Everyone Is Editing Themselves

The supporting characters are doing their own narrative management, too. Priya (Sunita Mani), Jack’s partner, brings an outsider’s eyes to a town full of insiders. She’s efficient, curious, and quietly clocking how often “everybody knows everybody” turns into “everybody protects everybody.”

The Finale Proves the Point

Tessa Thompson as Anna Andrews looks over her shoulder while holding a book inside a building with colorful stained-glass windows behind her.
Anna Andrews (Tessa Thompson) pauses mid-investigation in Netflix’s His & Hers, a thriller where the sharpest weapon is the story people choose to believe. Photo credit: Netflix.

This is where I’ll offer a gentle spoiler warning: the show’s endgame makes its argument loud.

The murders are horrifying, but the story’s real twistis about who gets blamed and why that blame feels satisfying. The conclusion leans into the idea that an ending can “make sense” emotionally even when it’s wrong, because people crave a neat explanation more than they crave accuracy.

And once a community, an investigation, and a media cycle settle on the version of events that feels narratively complete, good luck undoing it. The show’s final note isn’t romantic. It’s unsettling.

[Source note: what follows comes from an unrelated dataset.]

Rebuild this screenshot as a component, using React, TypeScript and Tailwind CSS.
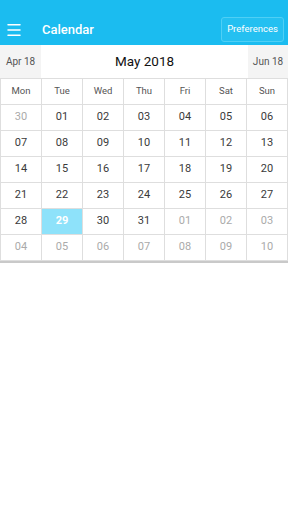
import { Menu } from "lucide-react";

const weekdays = ["Mon", "Tue", "Wed", "Thu", "Fri", "Sat", "Sun"];

type Day = { label: string; muted?: boolean; today?: boolean };

const rows: Day[][] = [
  [{ label: "30", muted: true }, { label: "01" }, { label: "02" }, { label: "03" }, { label: "04" }, { label: "05" }, { label: "06" }],
  [{ label: "07" }, { label: "08" }, { label: "09" }, { label: "10" }, { label: "11" }, { label: "12" }, { label: "13" }],
  [{ label: "14" }, { label: "15" }, { label: "16" }, { label: "17" }, { label: "18" }, { label: "19" }, { label: "20" }],
  [{ label: "21" }, { label: "22" }, { label: "23" }, { label: "24" }, { label: "25" }, { label: "26" }, { label: "27" }],
  [{ label: "28" }, { label: "29", today: true }, { label: "30" }, { label: "31" }, { label: "01", muted: true }, { label: "02", muted: true }, { label: "03", muted: true }],
  [{ label: "04", muted: true }, { label: "05", muted: true }, { label: "06", muted: true }, { label: "07", muted: true }, { label: "08", muted: true }, { label: "09", muted: true }, { label: "10", muted: true }],
];

export default function App() {
  return (
    <div className="flex h-[512px] w-[288px] flex-col bg-white font-['Roboto',sans-serif]">
      <header className="flex h-[45px] items-center bg-[#1bbcf0] pl-[5px] pr-[4px] pt-[14px]">
        <Menu className="h-[18px] w-[18px] text-white" strokeWidth={2} />
        <span className="ml-[19px] text-[13px] font-medium text-white">Calendar</span>
        <button
          type="button"
          className="ml-auto h-[25px] w-[63px] rounded-[3px] border border-[#4fcff5] bg-[#24c0f1] text-[9.5px] text-white"
        >
          Preferences
        </button>
      </header>

      <div className="flex h-[33px] items-stretch">
        <button type="button" className="w-[41px] bg-[#f4f4f4] text-[10px] text-[#555]">
          Apr 18
        </button>
        <div className="flex flex-1 items-center justify-center text-[13.5px] text-[#111]">May 2018</div>
        <button type="button" className="w-[40px] bg-[#f4f4f4] text-[10px] text-[#555]">
          Jun 18
        </button>
      </div>

      <div className="border-b-2 border-[#c9c9c9]">
        <div className="grid h-[27px] grid-cols-7 border-t border-l border-[#dedede]">
          {weekdays.map((d) => (
            <div
              key={d}
              className="flex items-center justify-center border-r border-b border-[#dedede] text-[9.5px] text-[#555]"
            >
              {d}
            </div>
          ))}
        </div>
        {rows.map((row, i) => (
          <div key={i} className="grid h-[26px] grid-cols-7 border-l border-[#dedede]">
            {row.map((day, j) => (
              <div
                key={j}
                className={`flex items-center justify-center border-r border-b border-[#dedede] text-[11px] ${
                  day.today
                    ? "bg-[#8ee2fa] font-bold text-white"
                    : day.muted
                      ? "text-[#aaa]"
                      : "text-[#3a3a3a]"
                }`}
              >
                {day.label}
              </div>
            ))}
          </div>
        ))}
      </div>
    </div>
  );
}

Plenty of thrillers are twisty. Plenty of Netflix murder shows can keep you up past midnight saying, “One more episode.” What makes His & Hers linger is the way it traps you in the same dilemma as its characters.

You start watching for the killer, but you keep watching because you’re trying to decide whose reality you trust. Anna’s? Jack’s? The town’s? Your own?

The show has basically pulled off a magic trick: it convinces you the central relationship matters, then reveals the relationship was always a vehicle for something colder. It isn’t a story about love surviving murder. It’s a story about narratives surviving truth, and the damage that causes.